Le grand public s’imagine que rejeter le darwinisme signifie nier les connaissances bien établies accumulées par la paléontologie. Il n’en est rien. Les fossiles sont les fossiles. La variation de leurs formes dans le temps est souvent évidente comme dans le cas des ammonites. Personne ne conteste les faits. Ce qui donne matière à discussion c’est primo leur interprétation, secundo  leur explication. S’il est permis d’engager des controverses et de proposer des idées nouvelles sur l’interprétation de la mécanique quantique pourquoi ne pourrait-on en faire autant au sujet de l’histoire naturelle ?
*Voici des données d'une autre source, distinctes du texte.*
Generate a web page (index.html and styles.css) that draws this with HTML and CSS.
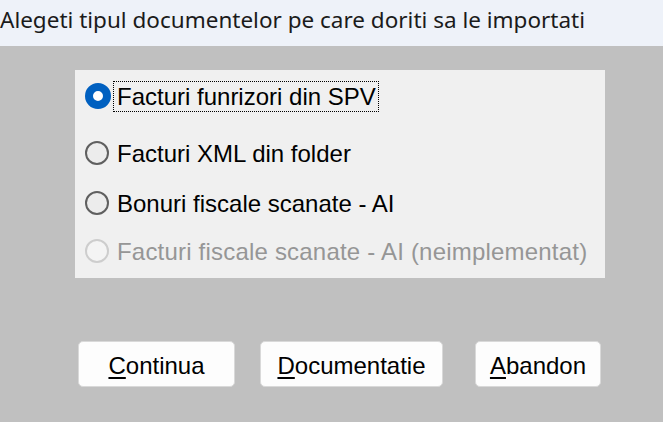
FILE: index.html
```html
<!DOCTYPE html>
<html lang="ro">
<head>
<meta charset="utf-8">
<title>Import documente</title>
<link rel="stylesheet" href="styles.css">
</head>
<body>
<div class="title">Alegeti tipul documentelor pe care doriti sa le importati</div>
<div class="main">
  <div class="panel">
    <div class="row row-1">
      <span class="radio checked"></span>
      <span class="label focus">Facturi funrizori din SPV</span>
    </div>
    <div class="row row-2">
      <span class="radio"></span>
      <span class="label">Facturi XML din folder</span>
    </div>
    <div class="row row-3">
      <span class="radio"></span>
      <span class="label">Bonuri fiscale scanate - AI</span>
    </div>
    <div class="row row-4 disabled">
      <span class="radio"></span>
      <span class="label">Facturi fiscale scanate - AI (neimplementat)</span>
    </div>
  </div>
  <div class="buttons">
    <div class="btn btn-continua"><u>C</u>ontinua</div>
    <div class="btn btn-doc"><u>D</u>ocumentatie</div>
    <div class="btn btn-abandon"><u>A</u>bandon</div>
  </div>
</div>
</body>
</html>
```

FILE: styles.css
```css
html, body {
  margin: 0;
  padding: 0;
  width: 663px;
  height: 422px;
  overflow: hidden;
  background: #c0c0c0;
}

.title {
  height: 46px;
  box-sizing: border-box;
  background: #eef2f9;
  color: #1b1b1b;
  font-family: "Noto Sans", "Open Sans", sans-serif;
  font-size: 22.5px;
  line-height: 40px;
  padding-left: 0;
  white-space: nowrap;
}

.main {
  height: 376px;
  background: #c0c0c0;
  padding-top: 24px;
  box-sizing: border-box;
}

.panel {
  margin-left: 75px;
  width: 530px;
  height: 208px;
  box-sizing: border-box;
  background: #f0f0f0;
  padding-top: 11px;
  padding-left: 10px;
  font-family: "Liberation Sans", Arial, sans-serif;
  font-size: 24px;
  color: #000;
}

.row {
  height: 30px;
  display: flex;
  align-items: center;
}

.row-2 {
  margin-top: 27px;
}

.row-3 {
  margin-top: 20px;
}

.row-4 {
  margin-top: 18px;
}

.radio {
  width: 24px;
  height: 24px;
  box-sizing: border-box;
  border-radius: 50%;
  border: 2px solid #5f5f5f;
  background: #ececec;
  flex: none;
}

.radio.checked {
  width: 26px;
  height: 26px;
  margin-right: -2px;
  border: 8px solid #0060c0;
  background: #ffffff;
}

.label {
  margin-left: 4px;
  height: 31px;
  line-height: 29px;
  box-sizing: border-box;
  border: 1px solid transparent;
  padding: 0 2px 0 3px;
  white-space: nowrap;
}

.row-4 .label {
  letter-spacing: 0.2px;
}

.label.focus {
  border: 1px dotted #000;
}

.disabled .radio {
  border-color: #cdcdcd;
  background: #f4f4f4;
}

.disabled .label {
  color: #969696;
}

.buttons {
  display: flex;
  margin-top: 63px;
  padding-left: 78px;
  font-family: "Liberation Sans", Arial, sans-serif;
  font-size: 24px;
  color: #000;
}

.btn {
  height: 46px;
  box-sizing: border-box;
  background: #fdfdfd;
  border: 1px solid #d9d9d9;
  border-radius: 5px;
  display: flex;
  align-items: center;
  justify-content: center;
  padding-top: 4px;
}

.btn u {
  text-decoration-thickness: 2px;
  text-underline-offset: 3px;
}

.btn-continua {
  width: 157px;
}

.btn-doc {
  width: 183px;
  margin-left: 25px;
}

.btn-abandon {
  width: 126px;
  margin-left: 32px;
}
```
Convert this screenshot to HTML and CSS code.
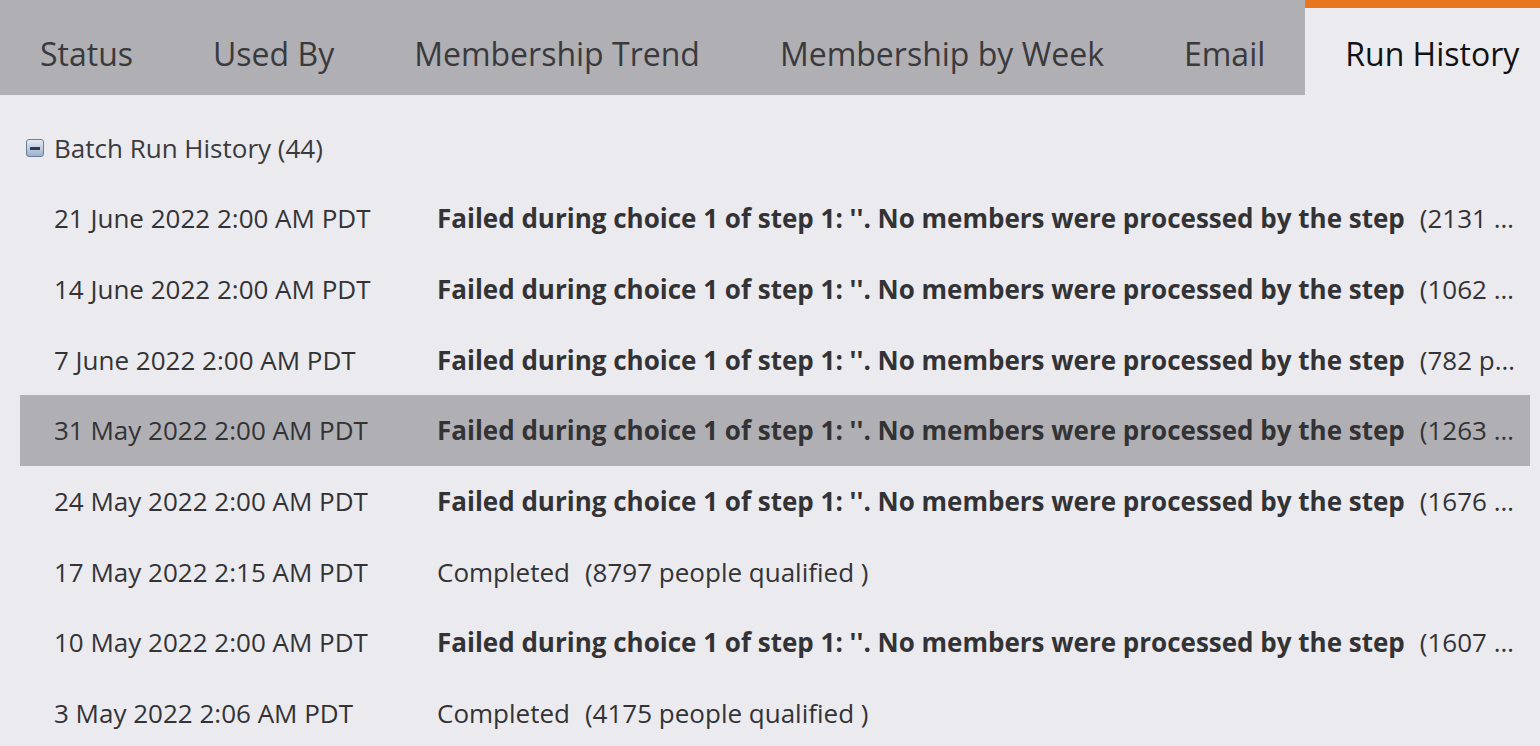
FILE: index.html
```html
<!DOCTYPE html>
<html>
<head>
<meta charset="utf-8">
<link rel="stylesheet" href="styles.css">
</head>
<body>
<div class="page">
  <nav class="tabs">
    <div class="tab">Status</div>
    <div class="tab">Used By</div>
    <div class="tab">Membership Trend</div>
    <div class="tab">Membership by Week</div>
    <div class="tab">Email</div>
    <div class="tab active">Run History</div>
  </nav>
  <section class="content">
    <div class="group-head">
      <span class="toggle"><span class="minus"></span></span>
      <span class="group-title">Batch Run History (44)</span>
    </div>
    <div class="rows">
      <div class="row"><div class="date">21 June 2022 2:00 AM PDT</div><div class="msg"><b>Failed during choice 1 of step 1: ''. No members were processed by the step</b><span class="count">(2131 …</span></div></div>
      <div class="row"><div class="date">14 June 2022 2:00 AM PDT</div><div class="msg"><b>Failed during choice 1 of step 1: ''. No members were processed by the step</b><span class="count">(1062 …</span></div></div>
      <div class="row"><div class="date">7 June 2022 2:00 AM PDT</div><div class="msg"><b>Failed during choice 1 of step 1: ''. No members were processed by the step</b><span class="count">(782 p…</span></div></div>
      <div class="row selected"><div class="date">31 May 2022 2:00 AM PDT</div><div class="msg"><b>Failed during choice 1 of step 1: ''. No members were processed by the step</b><span class="count">(1263 …</span></div></div>
      <div class="row"><div class="date">24 May 2022 2:00 AM PDT</div><div class="msg"><b>Failed during choice 1 of step 1: ''. No members were processed by the step</b><span class="count">(1676 …</span></div></div>
      <div class="row"><div class="date">17 May 2022 2:15 AM PDT</div><div class="msg">Completed<span class="count">(8797 people qualified )</span></div></div>
      <div class="row"><div class="date">10 May 2022 2:00 AM PDT</div><div class="msg"><b>Failed during choice 1 of step 1: ''. No members were processed by the step</b><span class="count">(1607 …</span></div></div>
      <div class="row"><div class="date">3 May 2022 2:06 AM PDT</div><div class="msg">Completed<span class="count">(4175 people qualified )</span></div></div>
    </div>
  </section>
</div>
</body>
</html>
```

FILE: styles.css
```css
* { box-sizing: border-box; }
html, body {
  margin: 0;
  padding: 0;
  width: 1540px;
  height: 746px;
  overflow: hidden;
  background: #ebeaef;
  font-family: "Open Sans", "Noto Sans", sans-serif;
  color: #333336;
}
.page {
  width: 1540px;
  height: 746px;
  overflow: hidden;
}
.tabs {
  display: flex;
  height: 95px;
  background: #b0afb4;
  white-space: nowrap;
  overflow: hidden;
}
.tab {
  flex: none;
  padding: 13px 40px 0;
  height: 95px;
  line-height: 81px;
  font-size: 32px;
  color: #3a3a3d;
}
.tab.active {
  background: #ebeaef;
  border-top: 8px solid #e8761c;
  padding-top: 5px;
  color: #111;
}
.content {
  padding: 29px 10px 0 20px;
}
.group-head {
  display: flex;
  align-items: center;
  height: 48px;
  padding-left: 6px;
}
.toggle {
  width: 18px;
  height: 18px;
  border: 1px solid #6b7d9a;
  border-radius: 3px;
  background: linear-gradient(#e4eaf4, #9cb0cf);
  display: flex;
  align-items: center;
  justify-content: center;
  margin-right: 10px;
}
.minus {
  width: 10px;
  height: 3px;
  background: #2f3a4e;
}
.group-title {
  font-size: 26px;
  color: #3a3a3d;
}
.rows {
  margin-top: 11px;
}
.row {
  display: flex;
  align-items: center;
  height: 70.7px;
  font-size: 26px;
  white-space: nowrap;
}
.row.selected {
  background: #b0afb4;
}
.date {
  flex: none;
  width: 417px;
  padding-left: 34px;
  color: #333336;
}
.msg {
  flex: 1;
  min-width: 0;
  color: #333336;
}
.msg b {
  font-weight: 700;
}
.count {
  margin-left: 15px;
}
```
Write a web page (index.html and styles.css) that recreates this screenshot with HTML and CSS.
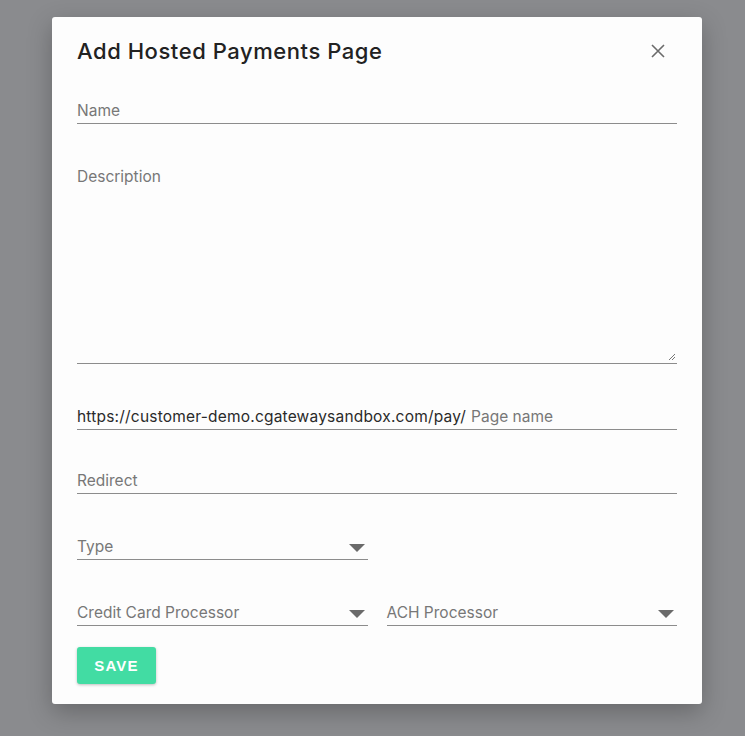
FILE: index.html
```html
<!DOCTYPE html>
<html>
<head>
<meta charset="utf-8">
<link rel="stylesheet" href="styles.css">
</head>
<body>
<div class="modal">
  <div class="header">
    <h1 class="title">Add Hosted Payments Page</h1>
    <button class="close" aria-label="close">
      <svg width="14" height="14" viewBox="0 0 14 14"><path d="M1 1L13 13M13 1L1 13" stroke="#6b6b6b" stroke-width="1.6" fill="none"/></svg>
    </button>
  </div>
  <div class="field name"><span class="ph">Name</span></div>
  <div class="field desc">
    <span class="ph">Description</span>
    <svg class="grip" width="8" height="8" viewBox="0 0 8 8"><path d="M7 1L1 7M7 4L4 7" stroke="#777" stroke-width="1" fill="none"/></svg>
  </div>
  <div class="field url"><span class="val">https://customer-demo.cgatewaysandbox.com/pay/</span><span class="ph">Page name</span></div>
  <div class="field redirect"><span class="ph">Redirect</span></div>
  <div class="row">
    <div class="field select half"><span class="ph">Type</span><span class="caret"></span></div>
  </div>
  <div class="row">
    <div class="field select half"><span class="ph">Credit Card Processor</span><span class="caret"></span></div>
    <div class="field select half"><span class="ph">ACH Processor</span><span class="caret"></span></div>
  </div>
  <button class="save">SAVE</button>
</div>
</body>
</html>
```
FILE: styles.css
```css
* { box-sizing: border-box; }
html, body { margin: 0; padding: 0; }
body {
  background: #8a8b8e;
  font-family: Inter, Roboto, sans-serif;
  width: 745px;
  height: 736px;
  overflow: hidden;
}
.modal {
  margin: 17px 0 0 52px;
  width: 650px;
  height: 687px;
  background: #fdfdfd;
  border-radius: 3px;
  box-shadow: 0 8px 24px rgba(0,0,0,0.25);
  padding: 0 25px;
  display: flex;
  flex-direction: column;
}
.header {
  display: flex;
  align-items: center;
  justify-content: space-between;
  height: 24px;
  margin-top: 22px;
}
.title {
  margin: 0;
  font-size: 22px;
  font-weight: 500;
  color: #222;
  letter-spacing: 0.55px;
}
.close {
  border: 0;
  background: none;
  padding: 0;
  margin-right: 12px;
  width: 14px;
  height: 14px;
  display: flex;
}
.field {
  position: relative;
  height: 26px;
  border-bottom: 1px solid #8c8c8c;
  display: flex;
  align-items: center;
  padding-top: 1px;
  font-size: 15.5px;
  color: #777;
  line-height: 20px;
}
.ph { color: #777; }
.name { margin-top: 35px; }
.desc {
  margin-top: 40px;
  height: 200px;
  align-items: flex-start;
  padding-top: 3px;
}
.grip { position: absolute; right: 1px; bottom: 2px; }
.url { margin-top: 40px; }
.url .val { color: #2a2a2a; margin-right: 5px; letter-spacing: 0.2px; }
.redirect { margin-top: 38px; }
.row {
  display: flex;
  gap: 19px;
  margin-top: 40px;
}
.half { width: 291px; }
.select { justify-content: space-between; }
.caret {
  width: 0; height: 0;
  border-left: 8px solid transparent;
  border-right: 8px solid transparent;
  border-top: 8px solid #6a6a6a;
  margin-right: 3px;
  margin-top: 1px;
}
.save {
  margin-top: 21px;
  align-self: flex-start;
  width: 79px;
  height: 37px;
  border: 0;
  border-radius: 3px;
  background: #42dca3;
  color: #fff;
  font-family: "Liberation Sans", Arial, sans-serif;
  font-weight: bold;
  font-size: 15px;
  letter-spacing: 1.2px;
  box-shadow: 0 1px 3px rgba(0,0,0,0.25);
}
```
Il est vrai que la grande majorité des savants sont peu ou prou darwiniens et dénient toute valeur scientifique aux positions de leurs adversaires. Ils en tirent argument pour prétendre parfois que ce serait une perte de temps pour eux que de réfuter ces positions. Quand néanmoins ils estiment ne pas pouvoir s’en dispenser et qu’ils interviennent dans les médias sur ces questions, alors ils devraient donner aussi la parole à leurs adversaires. La conspiration du silence est une tactique possible, la controverse en est une autre mais cette dernière suppose qu’on soit au moins deux. Un débat ne peut être un monologue

(à suivre)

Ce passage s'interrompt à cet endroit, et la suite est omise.